Begin with the line that contains "The picture is", end with the line that contains "import React from", and extract exactly that stretch of lines.

====================

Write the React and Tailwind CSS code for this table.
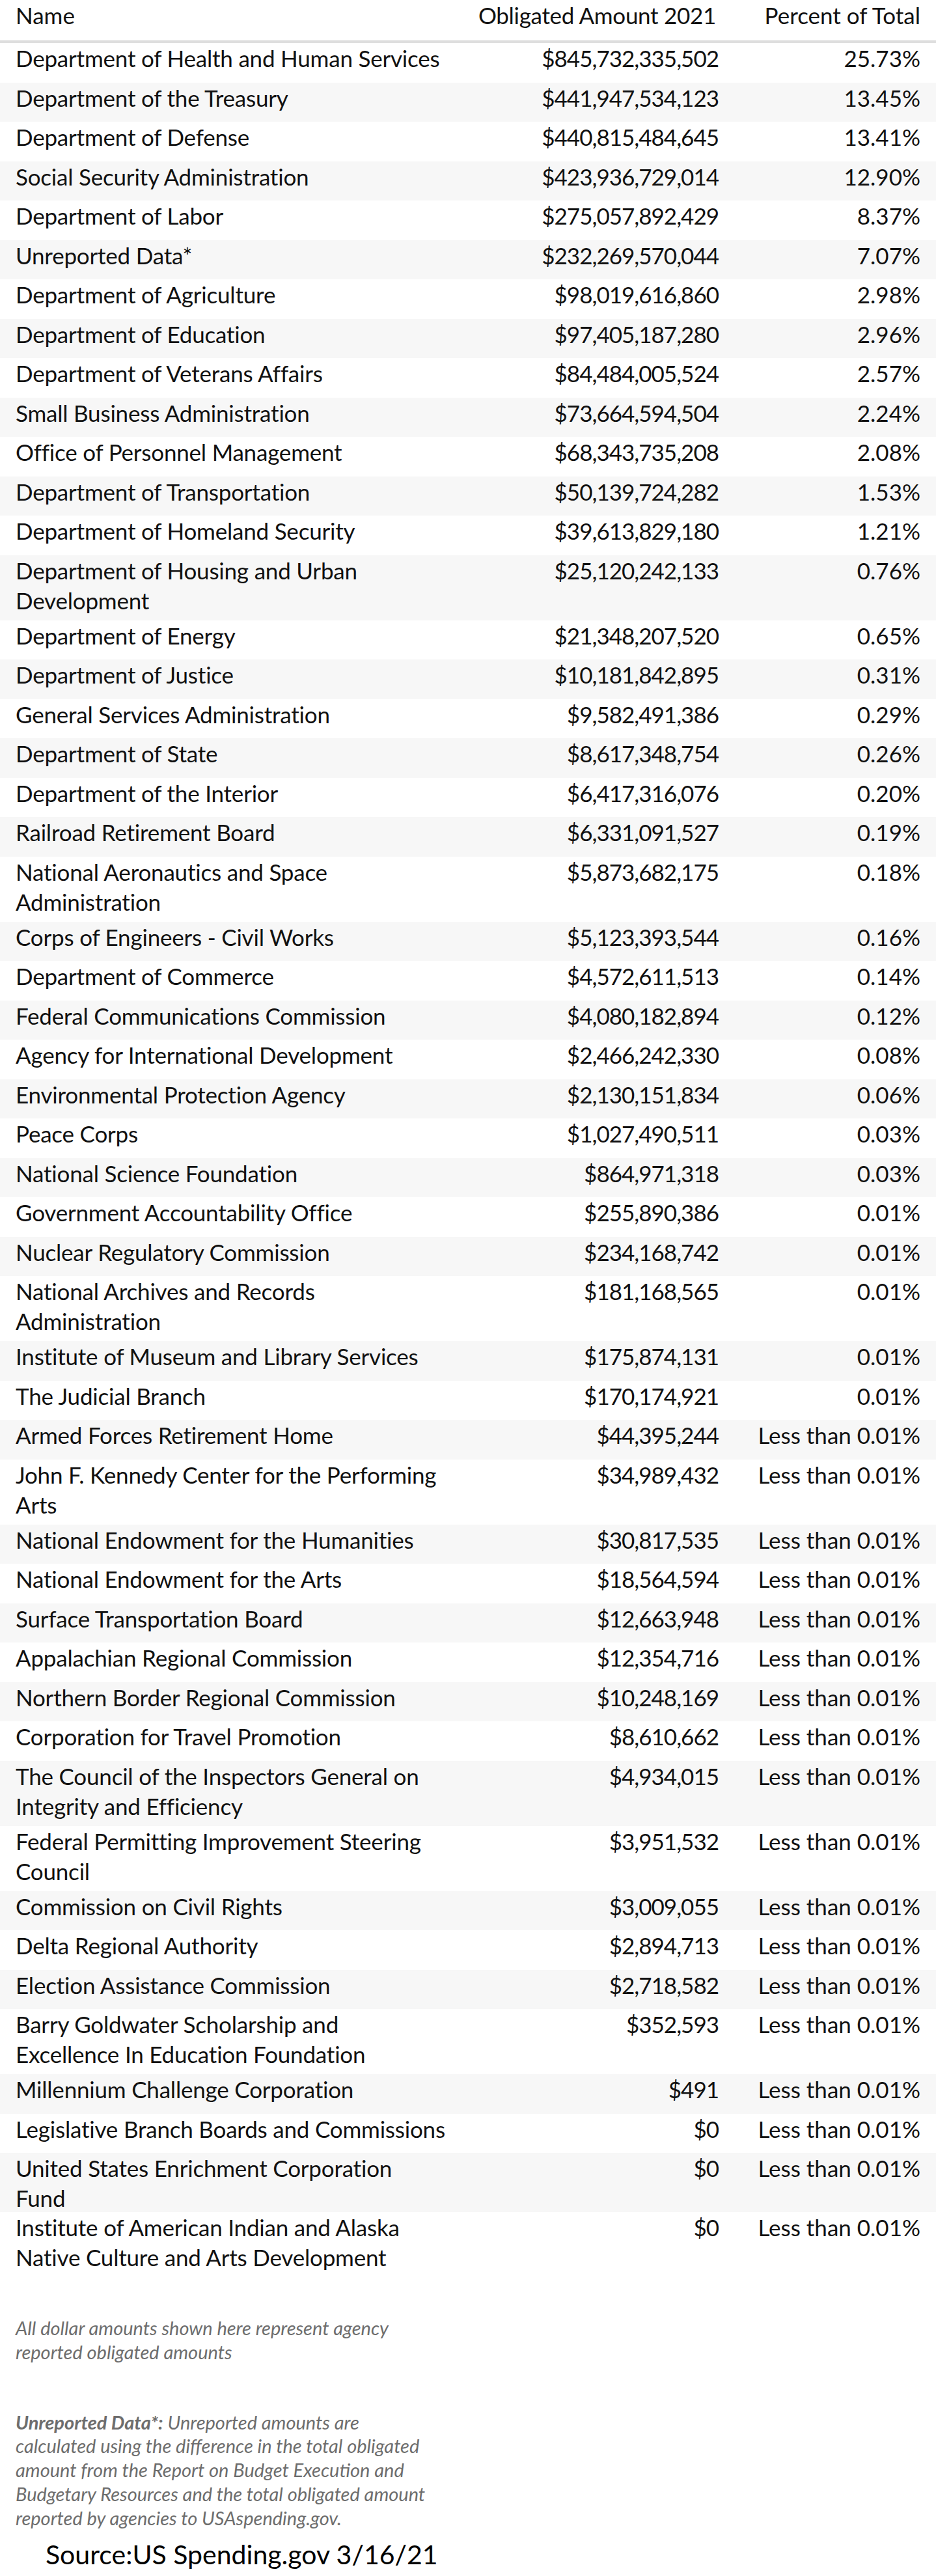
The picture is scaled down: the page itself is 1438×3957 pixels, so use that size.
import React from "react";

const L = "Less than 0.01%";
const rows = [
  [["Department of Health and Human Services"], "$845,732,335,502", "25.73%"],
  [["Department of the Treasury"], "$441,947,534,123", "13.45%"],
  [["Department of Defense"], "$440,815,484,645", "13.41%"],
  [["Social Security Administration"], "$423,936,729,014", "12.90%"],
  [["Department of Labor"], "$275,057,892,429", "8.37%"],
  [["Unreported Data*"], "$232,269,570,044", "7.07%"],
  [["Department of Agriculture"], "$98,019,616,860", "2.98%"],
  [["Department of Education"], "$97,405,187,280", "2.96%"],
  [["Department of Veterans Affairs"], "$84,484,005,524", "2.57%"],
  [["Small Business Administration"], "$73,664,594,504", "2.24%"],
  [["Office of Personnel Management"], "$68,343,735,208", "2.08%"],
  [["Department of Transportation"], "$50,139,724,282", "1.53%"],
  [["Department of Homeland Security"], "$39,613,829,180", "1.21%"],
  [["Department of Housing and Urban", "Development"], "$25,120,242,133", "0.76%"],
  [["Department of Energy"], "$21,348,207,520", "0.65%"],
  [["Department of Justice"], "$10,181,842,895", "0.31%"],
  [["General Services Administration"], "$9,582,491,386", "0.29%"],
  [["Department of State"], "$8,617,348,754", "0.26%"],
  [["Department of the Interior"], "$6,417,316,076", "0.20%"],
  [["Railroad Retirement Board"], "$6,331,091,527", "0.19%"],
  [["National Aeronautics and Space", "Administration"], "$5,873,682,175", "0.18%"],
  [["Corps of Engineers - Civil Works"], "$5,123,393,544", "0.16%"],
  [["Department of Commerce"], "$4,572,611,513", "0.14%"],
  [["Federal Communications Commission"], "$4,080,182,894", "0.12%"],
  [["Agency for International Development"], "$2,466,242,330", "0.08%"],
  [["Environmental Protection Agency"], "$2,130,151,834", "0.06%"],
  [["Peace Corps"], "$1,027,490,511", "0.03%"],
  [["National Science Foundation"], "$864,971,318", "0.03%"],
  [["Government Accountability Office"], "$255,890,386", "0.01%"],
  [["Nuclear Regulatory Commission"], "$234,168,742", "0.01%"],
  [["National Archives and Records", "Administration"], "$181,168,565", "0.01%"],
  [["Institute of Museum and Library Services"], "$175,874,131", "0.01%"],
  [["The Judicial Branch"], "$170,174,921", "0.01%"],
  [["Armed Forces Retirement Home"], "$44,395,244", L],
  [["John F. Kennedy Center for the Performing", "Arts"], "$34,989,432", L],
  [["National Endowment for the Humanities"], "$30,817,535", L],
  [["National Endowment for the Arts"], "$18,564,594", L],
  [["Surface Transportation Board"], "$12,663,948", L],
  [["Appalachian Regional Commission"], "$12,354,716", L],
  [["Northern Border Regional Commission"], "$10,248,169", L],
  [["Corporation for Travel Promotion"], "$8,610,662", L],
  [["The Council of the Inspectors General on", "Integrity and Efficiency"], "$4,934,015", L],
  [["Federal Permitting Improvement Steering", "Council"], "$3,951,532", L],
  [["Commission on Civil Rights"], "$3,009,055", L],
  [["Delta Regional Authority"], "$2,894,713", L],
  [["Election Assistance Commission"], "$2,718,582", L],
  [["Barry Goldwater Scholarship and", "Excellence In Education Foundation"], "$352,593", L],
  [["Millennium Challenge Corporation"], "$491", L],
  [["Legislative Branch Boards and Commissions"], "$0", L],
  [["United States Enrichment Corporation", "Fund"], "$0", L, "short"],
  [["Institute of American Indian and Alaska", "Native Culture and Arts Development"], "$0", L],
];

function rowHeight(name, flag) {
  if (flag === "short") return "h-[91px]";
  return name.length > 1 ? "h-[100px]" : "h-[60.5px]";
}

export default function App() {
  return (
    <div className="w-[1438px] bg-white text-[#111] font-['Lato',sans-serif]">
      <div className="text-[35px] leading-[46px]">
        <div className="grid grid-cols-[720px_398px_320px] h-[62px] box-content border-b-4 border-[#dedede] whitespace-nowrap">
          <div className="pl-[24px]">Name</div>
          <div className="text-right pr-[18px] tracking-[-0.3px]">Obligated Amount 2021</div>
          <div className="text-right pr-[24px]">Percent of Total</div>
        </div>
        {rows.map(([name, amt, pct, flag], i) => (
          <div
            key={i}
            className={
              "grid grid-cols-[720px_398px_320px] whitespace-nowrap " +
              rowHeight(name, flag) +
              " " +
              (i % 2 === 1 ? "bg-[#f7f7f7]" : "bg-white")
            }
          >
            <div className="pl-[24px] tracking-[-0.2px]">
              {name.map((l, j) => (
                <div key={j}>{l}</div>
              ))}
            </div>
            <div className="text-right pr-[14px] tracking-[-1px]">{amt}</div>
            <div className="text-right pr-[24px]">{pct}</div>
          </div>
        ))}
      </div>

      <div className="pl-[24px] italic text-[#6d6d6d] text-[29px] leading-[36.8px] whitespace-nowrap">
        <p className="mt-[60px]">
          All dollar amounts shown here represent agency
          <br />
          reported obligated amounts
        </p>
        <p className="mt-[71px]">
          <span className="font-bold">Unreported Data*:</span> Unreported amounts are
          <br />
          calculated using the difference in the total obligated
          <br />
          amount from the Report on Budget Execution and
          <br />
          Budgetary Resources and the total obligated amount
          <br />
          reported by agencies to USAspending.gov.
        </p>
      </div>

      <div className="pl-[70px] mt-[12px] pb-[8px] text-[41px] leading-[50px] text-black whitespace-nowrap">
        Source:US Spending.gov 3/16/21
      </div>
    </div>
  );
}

====================

TASK RESULT:
The picture is scaled down: the page itself is 1438×3957 pixels, so use that size.
import React from "react";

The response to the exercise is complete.